— start Data lines —
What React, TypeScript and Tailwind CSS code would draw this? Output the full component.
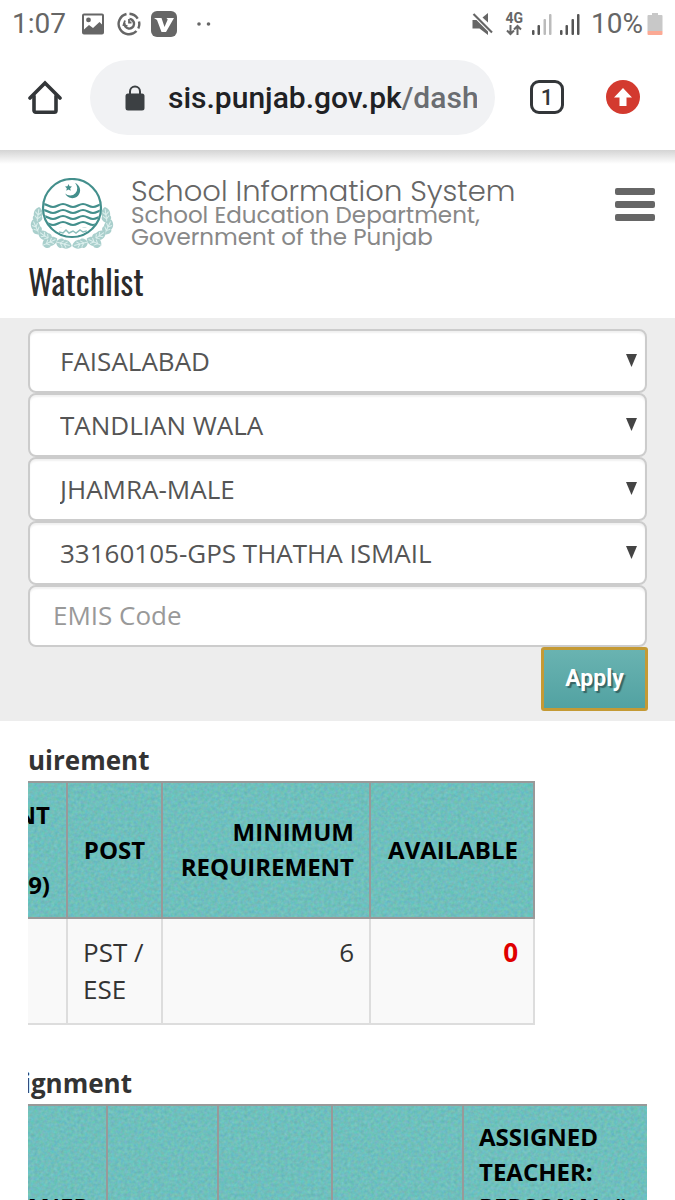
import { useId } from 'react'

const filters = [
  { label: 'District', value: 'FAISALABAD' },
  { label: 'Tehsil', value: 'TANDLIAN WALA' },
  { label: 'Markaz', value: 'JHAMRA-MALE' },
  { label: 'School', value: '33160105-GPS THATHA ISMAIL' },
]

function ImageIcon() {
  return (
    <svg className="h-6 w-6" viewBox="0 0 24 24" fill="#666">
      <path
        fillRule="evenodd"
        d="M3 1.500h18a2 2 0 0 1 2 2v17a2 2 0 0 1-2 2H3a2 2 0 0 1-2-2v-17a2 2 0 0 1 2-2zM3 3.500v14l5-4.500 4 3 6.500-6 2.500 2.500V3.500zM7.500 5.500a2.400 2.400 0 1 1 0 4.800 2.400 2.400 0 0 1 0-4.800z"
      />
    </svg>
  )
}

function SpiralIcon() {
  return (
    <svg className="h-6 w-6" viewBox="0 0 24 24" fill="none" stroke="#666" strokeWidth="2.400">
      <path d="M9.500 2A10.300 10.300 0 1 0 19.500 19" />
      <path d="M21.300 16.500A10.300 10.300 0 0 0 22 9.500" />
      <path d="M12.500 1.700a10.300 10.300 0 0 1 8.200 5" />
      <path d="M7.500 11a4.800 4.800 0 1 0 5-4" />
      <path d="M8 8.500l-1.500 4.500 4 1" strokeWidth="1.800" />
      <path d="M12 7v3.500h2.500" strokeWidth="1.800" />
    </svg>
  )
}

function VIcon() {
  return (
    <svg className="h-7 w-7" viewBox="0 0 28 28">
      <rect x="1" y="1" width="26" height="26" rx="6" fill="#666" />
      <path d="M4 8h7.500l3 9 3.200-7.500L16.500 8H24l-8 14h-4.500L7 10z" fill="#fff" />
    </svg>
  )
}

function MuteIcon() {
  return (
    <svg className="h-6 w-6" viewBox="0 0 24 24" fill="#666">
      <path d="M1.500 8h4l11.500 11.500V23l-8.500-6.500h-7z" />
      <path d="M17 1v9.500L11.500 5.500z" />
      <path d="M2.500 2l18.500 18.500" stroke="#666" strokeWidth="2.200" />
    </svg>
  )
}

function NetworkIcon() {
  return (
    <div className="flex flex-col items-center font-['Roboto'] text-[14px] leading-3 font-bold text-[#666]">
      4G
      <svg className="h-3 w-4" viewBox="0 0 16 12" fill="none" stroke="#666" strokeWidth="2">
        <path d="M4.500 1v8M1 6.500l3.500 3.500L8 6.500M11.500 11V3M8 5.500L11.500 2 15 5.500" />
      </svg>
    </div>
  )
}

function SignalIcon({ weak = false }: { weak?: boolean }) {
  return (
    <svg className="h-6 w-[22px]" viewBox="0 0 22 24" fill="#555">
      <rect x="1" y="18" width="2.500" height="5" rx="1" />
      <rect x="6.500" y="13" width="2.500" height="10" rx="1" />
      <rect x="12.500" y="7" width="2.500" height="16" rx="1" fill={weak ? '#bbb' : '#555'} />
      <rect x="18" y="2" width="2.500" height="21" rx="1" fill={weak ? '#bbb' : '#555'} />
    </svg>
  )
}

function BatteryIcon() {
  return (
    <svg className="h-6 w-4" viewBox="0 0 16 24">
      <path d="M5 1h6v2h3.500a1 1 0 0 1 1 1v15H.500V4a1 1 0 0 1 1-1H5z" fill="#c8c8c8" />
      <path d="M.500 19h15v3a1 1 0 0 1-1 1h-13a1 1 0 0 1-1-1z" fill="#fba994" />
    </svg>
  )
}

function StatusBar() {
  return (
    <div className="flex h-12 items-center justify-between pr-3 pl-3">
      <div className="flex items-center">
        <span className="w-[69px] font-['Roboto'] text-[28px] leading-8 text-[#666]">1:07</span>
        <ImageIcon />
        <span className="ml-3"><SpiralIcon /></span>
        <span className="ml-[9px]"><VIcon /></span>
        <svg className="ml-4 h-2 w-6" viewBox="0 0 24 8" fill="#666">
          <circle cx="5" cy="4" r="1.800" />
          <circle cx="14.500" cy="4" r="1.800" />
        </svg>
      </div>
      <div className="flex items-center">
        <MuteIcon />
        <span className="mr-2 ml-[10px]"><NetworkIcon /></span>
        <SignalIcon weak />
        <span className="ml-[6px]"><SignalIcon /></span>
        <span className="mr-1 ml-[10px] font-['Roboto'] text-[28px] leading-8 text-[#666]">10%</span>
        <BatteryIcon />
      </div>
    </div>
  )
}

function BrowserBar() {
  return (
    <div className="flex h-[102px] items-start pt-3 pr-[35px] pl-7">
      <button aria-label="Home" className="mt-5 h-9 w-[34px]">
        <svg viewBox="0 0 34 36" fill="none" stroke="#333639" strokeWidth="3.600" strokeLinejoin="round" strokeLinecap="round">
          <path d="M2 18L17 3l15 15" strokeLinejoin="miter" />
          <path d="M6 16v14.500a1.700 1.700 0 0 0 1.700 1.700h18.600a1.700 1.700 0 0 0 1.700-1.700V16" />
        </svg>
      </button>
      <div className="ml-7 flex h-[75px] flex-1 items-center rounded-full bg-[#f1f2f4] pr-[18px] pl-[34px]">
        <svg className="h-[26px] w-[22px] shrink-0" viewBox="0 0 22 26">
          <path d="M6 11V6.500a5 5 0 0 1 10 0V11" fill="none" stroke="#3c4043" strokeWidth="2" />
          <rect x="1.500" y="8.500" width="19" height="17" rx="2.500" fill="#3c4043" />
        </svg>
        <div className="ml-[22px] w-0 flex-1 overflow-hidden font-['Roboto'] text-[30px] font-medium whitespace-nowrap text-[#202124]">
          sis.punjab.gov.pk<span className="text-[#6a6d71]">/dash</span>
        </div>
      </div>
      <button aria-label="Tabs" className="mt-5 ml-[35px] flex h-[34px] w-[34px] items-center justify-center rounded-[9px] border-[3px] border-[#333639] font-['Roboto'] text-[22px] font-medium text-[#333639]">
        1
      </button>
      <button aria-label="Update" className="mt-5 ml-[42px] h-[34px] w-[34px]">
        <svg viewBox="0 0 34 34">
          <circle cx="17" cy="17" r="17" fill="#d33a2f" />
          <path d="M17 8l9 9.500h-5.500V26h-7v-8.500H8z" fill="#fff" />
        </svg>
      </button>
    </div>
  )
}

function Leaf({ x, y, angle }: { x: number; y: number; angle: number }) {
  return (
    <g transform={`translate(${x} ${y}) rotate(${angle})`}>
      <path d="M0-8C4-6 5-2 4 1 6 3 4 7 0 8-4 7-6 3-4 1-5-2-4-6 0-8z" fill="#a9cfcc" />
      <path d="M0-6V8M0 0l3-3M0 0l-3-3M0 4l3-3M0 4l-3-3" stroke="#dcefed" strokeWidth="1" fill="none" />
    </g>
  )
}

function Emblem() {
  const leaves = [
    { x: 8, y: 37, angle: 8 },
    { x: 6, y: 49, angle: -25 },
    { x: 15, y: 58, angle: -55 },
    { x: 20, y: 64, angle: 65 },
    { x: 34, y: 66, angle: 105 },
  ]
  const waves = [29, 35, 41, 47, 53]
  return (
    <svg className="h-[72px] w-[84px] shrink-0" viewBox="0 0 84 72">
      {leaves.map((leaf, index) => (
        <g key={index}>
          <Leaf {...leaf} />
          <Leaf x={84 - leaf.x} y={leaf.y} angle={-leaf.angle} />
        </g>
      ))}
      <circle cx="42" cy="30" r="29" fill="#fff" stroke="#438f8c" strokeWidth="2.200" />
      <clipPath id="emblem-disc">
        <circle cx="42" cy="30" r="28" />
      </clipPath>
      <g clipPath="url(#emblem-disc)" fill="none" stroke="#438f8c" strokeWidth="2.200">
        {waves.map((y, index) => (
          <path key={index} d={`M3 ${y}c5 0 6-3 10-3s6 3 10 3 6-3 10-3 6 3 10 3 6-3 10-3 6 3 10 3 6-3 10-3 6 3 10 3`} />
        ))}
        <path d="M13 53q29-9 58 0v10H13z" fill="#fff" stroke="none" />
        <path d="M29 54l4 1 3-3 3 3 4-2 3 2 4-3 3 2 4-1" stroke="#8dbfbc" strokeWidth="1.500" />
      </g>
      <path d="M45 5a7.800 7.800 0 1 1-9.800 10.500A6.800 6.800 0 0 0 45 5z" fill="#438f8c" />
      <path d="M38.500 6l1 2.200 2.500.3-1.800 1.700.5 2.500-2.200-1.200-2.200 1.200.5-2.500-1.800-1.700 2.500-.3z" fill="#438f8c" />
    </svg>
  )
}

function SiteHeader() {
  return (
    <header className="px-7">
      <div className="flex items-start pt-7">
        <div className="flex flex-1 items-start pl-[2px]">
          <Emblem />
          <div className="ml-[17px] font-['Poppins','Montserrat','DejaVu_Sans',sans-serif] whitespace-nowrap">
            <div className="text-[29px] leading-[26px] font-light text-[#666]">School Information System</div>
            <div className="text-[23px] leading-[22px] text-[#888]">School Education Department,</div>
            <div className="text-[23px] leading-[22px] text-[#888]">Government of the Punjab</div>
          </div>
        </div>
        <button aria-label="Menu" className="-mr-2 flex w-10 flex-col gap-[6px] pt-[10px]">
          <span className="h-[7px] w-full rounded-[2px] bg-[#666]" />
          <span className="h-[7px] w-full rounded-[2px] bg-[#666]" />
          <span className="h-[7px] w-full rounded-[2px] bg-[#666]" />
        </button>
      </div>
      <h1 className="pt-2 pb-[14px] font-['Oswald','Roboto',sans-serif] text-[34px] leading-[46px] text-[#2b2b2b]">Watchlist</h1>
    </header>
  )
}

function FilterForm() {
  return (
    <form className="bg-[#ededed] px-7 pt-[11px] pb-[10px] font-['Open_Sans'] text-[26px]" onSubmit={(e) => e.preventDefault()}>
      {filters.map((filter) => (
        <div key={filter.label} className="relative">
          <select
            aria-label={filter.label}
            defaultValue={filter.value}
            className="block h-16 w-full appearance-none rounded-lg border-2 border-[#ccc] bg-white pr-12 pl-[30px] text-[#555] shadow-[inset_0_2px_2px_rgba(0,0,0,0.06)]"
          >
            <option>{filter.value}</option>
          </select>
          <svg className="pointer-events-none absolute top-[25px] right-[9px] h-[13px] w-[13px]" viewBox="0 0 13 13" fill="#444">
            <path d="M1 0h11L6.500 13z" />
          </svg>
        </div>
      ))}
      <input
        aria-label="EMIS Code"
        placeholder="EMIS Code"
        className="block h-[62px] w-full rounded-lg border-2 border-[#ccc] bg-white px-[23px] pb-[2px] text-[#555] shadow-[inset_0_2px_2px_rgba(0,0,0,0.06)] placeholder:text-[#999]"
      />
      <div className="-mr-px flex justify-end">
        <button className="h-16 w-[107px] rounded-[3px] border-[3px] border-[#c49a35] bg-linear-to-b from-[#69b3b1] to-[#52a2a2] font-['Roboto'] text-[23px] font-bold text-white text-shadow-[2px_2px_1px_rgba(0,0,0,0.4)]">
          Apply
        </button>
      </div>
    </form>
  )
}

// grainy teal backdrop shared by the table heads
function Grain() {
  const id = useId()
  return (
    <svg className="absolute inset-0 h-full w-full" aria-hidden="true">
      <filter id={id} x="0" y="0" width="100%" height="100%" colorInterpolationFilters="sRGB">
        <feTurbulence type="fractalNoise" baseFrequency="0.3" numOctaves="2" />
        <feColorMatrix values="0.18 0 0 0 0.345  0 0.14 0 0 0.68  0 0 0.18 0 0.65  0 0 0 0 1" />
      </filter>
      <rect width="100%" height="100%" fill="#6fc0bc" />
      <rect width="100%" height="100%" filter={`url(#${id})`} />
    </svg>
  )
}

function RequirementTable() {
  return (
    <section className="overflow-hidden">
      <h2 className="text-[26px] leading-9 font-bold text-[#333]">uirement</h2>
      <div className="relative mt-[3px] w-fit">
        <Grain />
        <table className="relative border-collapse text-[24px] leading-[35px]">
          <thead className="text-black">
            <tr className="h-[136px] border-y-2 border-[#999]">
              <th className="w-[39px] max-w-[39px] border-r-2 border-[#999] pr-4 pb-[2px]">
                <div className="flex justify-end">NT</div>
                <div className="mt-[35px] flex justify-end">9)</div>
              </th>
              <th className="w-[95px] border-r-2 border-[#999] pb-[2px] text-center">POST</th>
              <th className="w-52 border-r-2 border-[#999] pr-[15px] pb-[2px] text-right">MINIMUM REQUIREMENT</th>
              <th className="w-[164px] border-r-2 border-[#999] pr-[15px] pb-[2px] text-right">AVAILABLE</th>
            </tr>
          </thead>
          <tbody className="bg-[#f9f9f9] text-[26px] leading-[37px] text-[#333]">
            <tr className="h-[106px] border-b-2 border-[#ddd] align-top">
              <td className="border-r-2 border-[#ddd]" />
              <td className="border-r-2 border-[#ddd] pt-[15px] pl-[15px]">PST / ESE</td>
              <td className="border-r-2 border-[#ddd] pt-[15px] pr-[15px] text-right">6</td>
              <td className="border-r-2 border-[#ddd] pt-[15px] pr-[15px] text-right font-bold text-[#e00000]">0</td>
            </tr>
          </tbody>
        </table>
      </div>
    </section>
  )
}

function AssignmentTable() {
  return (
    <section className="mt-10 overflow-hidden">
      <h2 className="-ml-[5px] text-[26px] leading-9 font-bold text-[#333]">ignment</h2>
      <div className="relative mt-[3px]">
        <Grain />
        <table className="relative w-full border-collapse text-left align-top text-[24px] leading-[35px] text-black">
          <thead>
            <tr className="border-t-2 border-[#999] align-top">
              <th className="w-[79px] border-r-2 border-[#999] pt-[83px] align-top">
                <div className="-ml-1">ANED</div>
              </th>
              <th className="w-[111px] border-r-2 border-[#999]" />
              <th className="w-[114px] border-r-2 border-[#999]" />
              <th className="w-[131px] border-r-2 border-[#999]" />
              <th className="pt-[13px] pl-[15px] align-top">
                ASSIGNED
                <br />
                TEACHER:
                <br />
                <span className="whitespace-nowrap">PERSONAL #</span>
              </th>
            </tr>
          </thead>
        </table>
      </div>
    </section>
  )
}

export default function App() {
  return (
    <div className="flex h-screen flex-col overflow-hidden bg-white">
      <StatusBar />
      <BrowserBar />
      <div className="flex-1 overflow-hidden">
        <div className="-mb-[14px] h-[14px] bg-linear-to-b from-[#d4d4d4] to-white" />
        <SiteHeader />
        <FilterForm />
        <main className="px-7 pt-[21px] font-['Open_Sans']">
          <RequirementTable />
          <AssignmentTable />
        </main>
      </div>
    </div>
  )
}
— end Data lines —
▸ **What the task requires**: Give back only a number, the number of lines where the string "full" occurs.

▸ **Written response**: 9